Starting with the first line of the data below, copy each line up to and including the one containing "string; left: string;". Pictures stay out.

.....

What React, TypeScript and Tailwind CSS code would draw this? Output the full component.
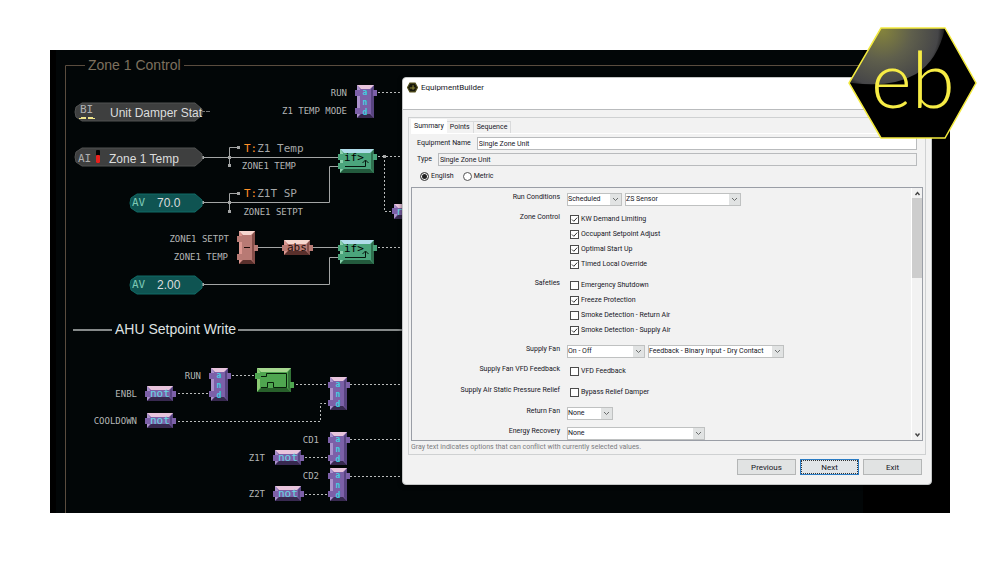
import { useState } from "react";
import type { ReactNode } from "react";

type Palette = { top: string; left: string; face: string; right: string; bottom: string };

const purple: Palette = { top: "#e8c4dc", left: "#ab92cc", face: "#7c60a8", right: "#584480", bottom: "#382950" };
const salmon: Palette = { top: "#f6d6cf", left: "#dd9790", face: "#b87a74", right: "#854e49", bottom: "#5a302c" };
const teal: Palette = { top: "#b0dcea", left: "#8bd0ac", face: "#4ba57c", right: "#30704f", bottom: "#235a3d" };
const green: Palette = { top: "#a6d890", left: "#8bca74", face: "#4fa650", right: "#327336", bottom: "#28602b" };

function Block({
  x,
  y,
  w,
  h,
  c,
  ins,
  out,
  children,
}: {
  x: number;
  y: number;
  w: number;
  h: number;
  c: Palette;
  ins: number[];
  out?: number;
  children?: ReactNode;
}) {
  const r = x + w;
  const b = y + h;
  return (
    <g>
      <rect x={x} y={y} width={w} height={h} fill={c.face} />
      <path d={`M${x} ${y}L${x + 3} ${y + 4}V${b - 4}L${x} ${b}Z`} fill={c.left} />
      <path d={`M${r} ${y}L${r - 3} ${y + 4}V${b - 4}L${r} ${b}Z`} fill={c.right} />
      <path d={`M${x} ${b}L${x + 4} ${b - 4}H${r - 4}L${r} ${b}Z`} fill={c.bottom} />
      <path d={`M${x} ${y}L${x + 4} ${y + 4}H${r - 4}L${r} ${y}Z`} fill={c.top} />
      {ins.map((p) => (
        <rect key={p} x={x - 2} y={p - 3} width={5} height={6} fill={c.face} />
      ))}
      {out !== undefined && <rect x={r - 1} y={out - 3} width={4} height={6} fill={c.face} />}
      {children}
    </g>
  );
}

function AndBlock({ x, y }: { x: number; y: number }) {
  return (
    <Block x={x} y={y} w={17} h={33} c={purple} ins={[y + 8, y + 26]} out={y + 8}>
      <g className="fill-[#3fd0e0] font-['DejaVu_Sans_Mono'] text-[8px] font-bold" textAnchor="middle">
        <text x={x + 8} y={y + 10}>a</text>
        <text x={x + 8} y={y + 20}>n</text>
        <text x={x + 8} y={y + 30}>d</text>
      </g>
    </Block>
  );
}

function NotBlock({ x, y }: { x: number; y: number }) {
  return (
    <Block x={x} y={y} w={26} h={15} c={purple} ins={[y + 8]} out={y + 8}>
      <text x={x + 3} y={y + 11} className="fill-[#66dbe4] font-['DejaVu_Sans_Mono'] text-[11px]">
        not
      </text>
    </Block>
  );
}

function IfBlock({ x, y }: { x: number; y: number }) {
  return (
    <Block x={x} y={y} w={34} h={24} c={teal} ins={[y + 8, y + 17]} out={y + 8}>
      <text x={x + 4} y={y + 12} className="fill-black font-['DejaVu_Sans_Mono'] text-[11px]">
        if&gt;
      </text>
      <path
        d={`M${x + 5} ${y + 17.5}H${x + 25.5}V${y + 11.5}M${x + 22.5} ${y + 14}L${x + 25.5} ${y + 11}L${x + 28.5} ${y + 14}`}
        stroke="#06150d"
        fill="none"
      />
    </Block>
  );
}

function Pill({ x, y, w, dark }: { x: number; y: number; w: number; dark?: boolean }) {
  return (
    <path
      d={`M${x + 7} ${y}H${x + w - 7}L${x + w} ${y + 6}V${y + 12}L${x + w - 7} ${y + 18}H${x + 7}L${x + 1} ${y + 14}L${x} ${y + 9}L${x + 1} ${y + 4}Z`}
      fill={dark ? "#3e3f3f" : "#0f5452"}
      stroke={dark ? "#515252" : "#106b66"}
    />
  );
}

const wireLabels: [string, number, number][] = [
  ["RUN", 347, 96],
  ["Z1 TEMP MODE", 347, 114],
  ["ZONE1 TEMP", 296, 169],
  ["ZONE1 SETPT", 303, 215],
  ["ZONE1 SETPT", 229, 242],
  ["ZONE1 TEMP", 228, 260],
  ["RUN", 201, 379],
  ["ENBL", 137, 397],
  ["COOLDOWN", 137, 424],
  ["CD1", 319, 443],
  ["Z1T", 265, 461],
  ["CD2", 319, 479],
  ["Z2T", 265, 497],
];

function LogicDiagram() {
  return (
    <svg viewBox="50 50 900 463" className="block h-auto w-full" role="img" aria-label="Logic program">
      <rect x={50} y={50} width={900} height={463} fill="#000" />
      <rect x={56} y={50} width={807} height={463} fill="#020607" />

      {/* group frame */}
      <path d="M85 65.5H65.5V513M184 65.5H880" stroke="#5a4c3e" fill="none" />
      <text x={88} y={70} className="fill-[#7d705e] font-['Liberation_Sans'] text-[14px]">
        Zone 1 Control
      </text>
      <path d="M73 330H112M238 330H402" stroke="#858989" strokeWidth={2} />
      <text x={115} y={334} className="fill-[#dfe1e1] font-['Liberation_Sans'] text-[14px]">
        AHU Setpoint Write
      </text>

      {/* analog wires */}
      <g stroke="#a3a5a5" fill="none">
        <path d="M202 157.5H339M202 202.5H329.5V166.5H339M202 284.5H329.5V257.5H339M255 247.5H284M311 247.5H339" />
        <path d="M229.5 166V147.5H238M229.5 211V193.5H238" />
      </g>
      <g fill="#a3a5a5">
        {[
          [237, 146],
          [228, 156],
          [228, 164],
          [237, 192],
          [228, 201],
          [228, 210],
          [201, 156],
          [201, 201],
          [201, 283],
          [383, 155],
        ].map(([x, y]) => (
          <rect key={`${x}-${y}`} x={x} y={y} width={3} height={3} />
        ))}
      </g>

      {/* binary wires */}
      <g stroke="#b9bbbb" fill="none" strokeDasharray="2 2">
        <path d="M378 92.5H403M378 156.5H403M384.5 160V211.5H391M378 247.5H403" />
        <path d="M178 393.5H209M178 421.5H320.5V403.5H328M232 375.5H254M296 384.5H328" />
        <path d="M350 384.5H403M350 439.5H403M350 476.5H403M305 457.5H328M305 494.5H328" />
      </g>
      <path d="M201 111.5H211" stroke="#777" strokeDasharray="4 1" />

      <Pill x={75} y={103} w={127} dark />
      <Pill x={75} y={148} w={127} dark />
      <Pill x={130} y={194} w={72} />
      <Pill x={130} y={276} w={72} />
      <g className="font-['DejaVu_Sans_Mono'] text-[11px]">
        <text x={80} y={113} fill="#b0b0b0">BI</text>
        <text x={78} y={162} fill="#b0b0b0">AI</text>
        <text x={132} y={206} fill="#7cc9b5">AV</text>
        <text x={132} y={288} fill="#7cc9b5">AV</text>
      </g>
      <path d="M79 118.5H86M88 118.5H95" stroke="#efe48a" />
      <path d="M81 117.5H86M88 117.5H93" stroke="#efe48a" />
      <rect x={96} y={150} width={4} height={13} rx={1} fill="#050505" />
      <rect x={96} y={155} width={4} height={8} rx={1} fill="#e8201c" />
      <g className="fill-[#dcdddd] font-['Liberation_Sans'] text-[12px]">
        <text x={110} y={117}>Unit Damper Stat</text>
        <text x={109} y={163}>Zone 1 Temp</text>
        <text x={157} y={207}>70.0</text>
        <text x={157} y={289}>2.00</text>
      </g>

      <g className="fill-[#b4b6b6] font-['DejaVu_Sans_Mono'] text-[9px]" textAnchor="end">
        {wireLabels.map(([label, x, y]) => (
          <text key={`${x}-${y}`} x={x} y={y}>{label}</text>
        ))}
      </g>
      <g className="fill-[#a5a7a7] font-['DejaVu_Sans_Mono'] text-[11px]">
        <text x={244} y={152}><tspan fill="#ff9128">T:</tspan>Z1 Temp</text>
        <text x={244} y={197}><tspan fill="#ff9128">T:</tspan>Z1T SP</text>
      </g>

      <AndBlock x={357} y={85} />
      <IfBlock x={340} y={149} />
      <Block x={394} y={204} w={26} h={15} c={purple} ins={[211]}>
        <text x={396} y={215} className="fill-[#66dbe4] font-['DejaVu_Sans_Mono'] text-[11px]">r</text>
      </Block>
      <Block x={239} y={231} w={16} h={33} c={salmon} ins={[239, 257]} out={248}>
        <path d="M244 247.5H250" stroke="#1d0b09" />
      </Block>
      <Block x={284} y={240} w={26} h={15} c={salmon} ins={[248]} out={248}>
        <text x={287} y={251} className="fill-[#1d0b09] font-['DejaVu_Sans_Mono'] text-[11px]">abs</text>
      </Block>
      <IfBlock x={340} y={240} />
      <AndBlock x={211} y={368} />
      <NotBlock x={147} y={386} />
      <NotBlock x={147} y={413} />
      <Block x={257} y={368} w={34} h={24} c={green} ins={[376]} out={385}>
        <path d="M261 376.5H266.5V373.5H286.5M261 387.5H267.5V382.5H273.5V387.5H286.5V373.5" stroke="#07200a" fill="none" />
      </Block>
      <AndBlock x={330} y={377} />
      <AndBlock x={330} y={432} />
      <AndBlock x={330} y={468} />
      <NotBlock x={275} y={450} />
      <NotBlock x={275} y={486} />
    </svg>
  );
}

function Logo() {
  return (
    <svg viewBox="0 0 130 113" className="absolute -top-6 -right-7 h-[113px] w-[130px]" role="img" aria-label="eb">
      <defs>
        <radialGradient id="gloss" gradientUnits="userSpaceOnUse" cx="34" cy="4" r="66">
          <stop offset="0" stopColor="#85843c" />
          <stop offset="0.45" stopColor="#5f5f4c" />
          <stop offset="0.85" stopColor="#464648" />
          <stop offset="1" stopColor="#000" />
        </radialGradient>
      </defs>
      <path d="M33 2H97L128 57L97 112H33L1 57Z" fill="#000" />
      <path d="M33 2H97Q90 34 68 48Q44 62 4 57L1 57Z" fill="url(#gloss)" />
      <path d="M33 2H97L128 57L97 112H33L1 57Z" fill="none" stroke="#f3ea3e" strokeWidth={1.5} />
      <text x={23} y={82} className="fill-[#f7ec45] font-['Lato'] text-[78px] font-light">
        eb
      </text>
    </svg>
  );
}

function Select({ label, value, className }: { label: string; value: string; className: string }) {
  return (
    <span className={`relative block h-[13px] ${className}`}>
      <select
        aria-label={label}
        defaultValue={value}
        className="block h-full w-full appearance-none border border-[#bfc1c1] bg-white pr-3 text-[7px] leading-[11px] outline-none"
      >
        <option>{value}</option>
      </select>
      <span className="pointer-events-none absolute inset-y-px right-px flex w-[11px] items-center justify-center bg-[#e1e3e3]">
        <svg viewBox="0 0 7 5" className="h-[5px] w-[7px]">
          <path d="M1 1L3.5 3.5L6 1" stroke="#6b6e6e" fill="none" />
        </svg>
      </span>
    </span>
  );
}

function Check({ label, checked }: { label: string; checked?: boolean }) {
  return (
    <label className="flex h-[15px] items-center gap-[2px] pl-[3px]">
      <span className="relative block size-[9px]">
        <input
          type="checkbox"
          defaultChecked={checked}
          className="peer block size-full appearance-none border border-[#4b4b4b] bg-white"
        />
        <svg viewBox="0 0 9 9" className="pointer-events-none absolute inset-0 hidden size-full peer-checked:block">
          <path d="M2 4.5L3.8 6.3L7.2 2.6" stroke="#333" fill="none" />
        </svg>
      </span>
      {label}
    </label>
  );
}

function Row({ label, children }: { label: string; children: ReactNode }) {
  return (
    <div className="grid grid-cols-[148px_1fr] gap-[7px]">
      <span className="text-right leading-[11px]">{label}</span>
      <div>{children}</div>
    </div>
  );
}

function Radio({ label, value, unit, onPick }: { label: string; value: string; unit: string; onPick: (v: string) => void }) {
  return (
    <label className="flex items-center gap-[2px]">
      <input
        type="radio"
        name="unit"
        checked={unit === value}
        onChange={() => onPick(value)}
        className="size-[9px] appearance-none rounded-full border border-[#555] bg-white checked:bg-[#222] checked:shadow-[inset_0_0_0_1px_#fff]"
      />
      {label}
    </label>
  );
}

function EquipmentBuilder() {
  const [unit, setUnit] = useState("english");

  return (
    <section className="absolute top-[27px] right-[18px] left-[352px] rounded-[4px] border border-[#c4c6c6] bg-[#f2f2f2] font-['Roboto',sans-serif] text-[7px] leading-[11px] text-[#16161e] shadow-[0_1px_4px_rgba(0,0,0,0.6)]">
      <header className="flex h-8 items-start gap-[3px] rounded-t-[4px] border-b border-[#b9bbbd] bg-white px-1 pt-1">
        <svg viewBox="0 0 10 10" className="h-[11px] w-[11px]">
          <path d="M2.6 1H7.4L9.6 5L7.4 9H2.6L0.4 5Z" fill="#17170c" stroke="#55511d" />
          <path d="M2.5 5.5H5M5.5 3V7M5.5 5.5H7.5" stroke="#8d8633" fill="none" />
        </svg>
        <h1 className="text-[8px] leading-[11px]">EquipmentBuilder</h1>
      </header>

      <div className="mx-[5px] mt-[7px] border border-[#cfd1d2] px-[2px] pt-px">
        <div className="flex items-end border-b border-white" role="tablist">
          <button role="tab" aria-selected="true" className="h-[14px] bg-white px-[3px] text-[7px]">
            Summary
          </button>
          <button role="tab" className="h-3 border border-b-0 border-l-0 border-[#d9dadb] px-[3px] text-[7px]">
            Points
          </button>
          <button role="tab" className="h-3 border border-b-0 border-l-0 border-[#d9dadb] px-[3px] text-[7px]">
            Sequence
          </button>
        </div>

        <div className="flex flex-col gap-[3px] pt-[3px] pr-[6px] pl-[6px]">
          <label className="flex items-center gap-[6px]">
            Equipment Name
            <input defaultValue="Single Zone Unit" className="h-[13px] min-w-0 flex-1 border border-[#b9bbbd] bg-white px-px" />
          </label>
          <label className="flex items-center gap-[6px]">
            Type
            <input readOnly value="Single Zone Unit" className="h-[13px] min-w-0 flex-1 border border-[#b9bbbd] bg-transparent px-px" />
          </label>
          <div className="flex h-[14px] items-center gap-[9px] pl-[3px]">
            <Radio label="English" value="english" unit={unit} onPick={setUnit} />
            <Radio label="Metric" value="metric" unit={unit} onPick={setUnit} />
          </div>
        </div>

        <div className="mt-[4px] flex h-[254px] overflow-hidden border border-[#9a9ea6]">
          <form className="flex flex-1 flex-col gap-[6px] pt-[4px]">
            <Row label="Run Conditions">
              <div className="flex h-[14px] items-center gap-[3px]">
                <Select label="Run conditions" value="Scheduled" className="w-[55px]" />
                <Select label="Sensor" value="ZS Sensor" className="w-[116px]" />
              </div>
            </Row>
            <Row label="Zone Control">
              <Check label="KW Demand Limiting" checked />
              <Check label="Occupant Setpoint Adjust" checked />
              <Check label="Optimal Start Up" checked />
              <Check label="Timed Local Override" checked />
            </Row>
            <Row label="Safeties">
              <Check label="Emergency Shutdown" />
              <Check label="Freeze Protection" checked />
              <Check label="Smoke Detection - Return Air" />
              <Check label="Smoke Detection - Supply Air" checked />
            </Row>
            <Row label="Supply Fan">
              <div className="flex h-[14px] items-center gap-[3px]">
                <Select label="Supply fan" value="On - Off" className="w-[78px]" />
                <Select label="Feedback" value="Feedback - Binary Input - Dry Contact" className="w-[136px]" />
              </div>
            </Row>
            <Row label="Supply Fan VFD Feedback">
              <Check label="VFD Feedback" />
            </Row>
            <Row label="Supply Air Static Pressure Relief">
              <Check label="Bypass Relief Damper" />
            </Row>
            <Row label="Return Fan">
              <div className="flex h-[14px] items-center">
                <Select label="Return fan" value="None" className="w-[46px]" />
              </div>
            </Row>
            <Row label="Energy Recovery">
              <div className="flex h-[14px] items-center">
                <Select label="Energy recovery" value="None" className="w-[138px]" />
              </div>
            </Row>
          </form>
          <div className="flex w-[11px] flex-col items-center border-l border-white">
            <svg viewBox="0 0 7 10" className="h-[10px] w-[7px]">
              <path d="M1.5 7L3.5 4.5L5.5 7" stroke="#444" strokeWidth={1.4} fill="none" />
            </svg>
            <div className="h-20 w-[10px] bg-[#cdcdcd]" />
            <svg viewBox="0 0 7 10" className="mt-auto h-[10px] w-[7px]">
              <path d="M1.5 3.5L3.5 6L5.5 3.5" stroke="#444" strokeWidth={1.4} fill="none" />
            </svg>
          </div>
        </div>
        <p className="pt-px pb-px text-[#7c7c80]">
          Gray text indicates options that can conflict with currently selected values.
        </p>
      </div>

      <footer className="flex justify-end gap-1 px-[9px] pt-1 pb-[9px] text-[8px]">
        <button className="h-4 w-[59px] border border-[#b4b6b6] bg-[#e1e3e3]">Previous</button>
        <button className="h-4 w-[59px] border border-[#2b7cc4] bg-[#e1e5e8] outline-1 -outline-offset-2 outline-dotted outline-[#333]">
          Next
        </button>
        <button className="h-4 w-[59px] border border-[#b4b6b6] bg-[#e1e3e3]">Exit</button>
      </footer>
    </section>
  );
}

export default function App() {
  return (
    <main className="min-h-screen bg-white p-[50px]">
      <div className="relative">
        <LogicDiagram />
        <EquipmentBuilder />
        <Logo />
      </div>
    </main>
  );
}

.....

[EXERCISE OUTPUT]
What React, TypeScript and Tailwind CSS code would draw this? Output the full component.
import { useState } from "react";
import type { ReactNode } from "react";

type Palette = { top: string; left: string; face: string; right: string; bottom: string };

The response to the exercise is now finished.